Originally Posted by P View Post
There are plenty of 4K 27" displays. By Apple's own definition of Retina quality, these displays are Retina. Some of them are also HDR, though of course not all. The issue is if you want even higher resolution - 5K at 27", for instance - but that is because the rest of the market decided that that PPI is too high. Since I happen to think that Apple is in the wrong here, I don't think anyone else will change.
No, I definitely, definitely prefer 5K on 27” displays.
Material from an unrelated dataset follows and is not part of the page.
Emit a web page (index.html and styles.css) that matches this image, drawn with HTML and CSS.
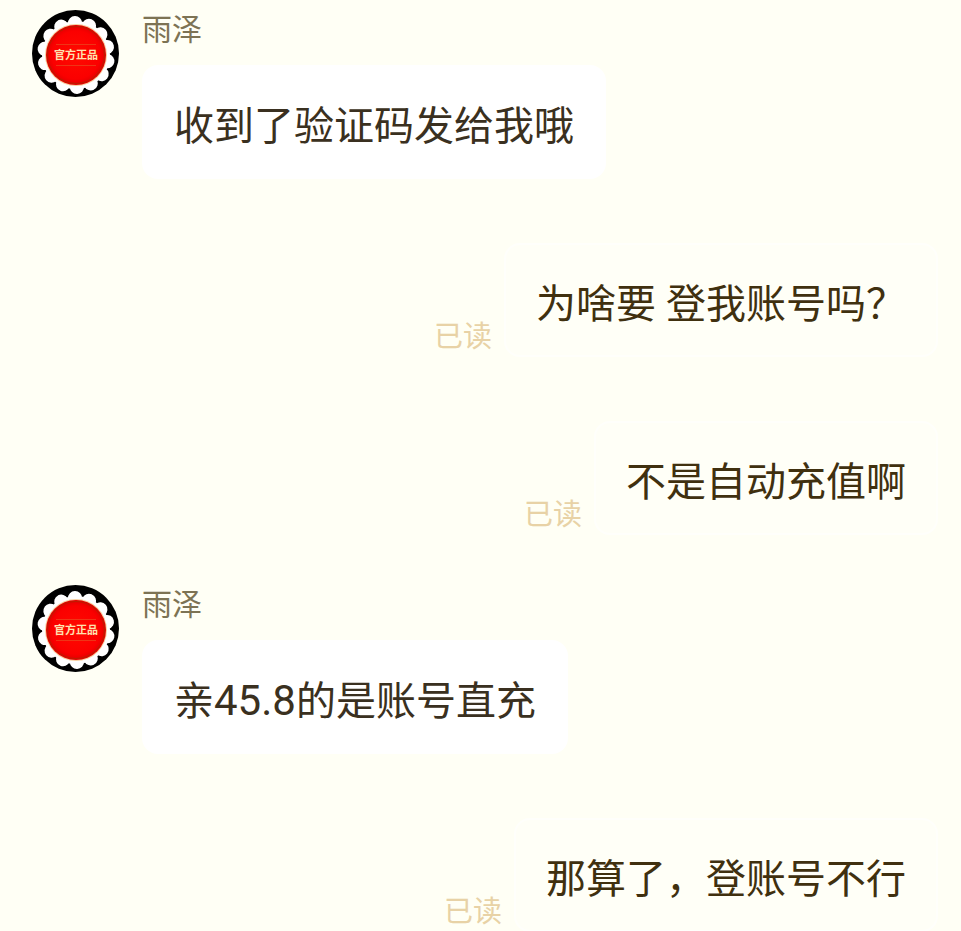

Originally Posted by P View Post
I know that I have seen the exact explanation from Intel for what is happening with Turbo but for some reason I can't find it again. My memory is that it works like this: The CPU measures the actual power draw (retrospectively - it measures what it used last cycle) and integrates over this to find the power draw over each second. When it is under PL1, the result of this integral must be limited ot PL1. When it is PL2, the limit becomes PL2. The issue is what happens when a CPU is under PL2 but tau runs out without the task being completed. The CPU will then go back to PL1, but it has a power debt that it must pay back before it can enable turbo again. The question is how quickly it will "pay off" this debt.
I think from a technical description you are spot on, but the difficult bit seems to be what settings are used. I dug a little deeper and it seems that apart from official Intel spec, there is also Intel guidance, and some of these settings are part of the spec, others are part of the guidance. Some reviewers (e. g. Gamer Nexus) run their benchmarks following spec and guidance, while others ignore the guidance to eek out some extra performance. Essentially, it is overclocking by default. I don’t know what settings Anandtech has used, though, I tried looking for that in the article, but in my coffee-starved state, I was unable to find it. So I don’t know what settings were used to produce the graph I showed you. The article does not specify the mainboard yet as that is under NDA until tomorrow.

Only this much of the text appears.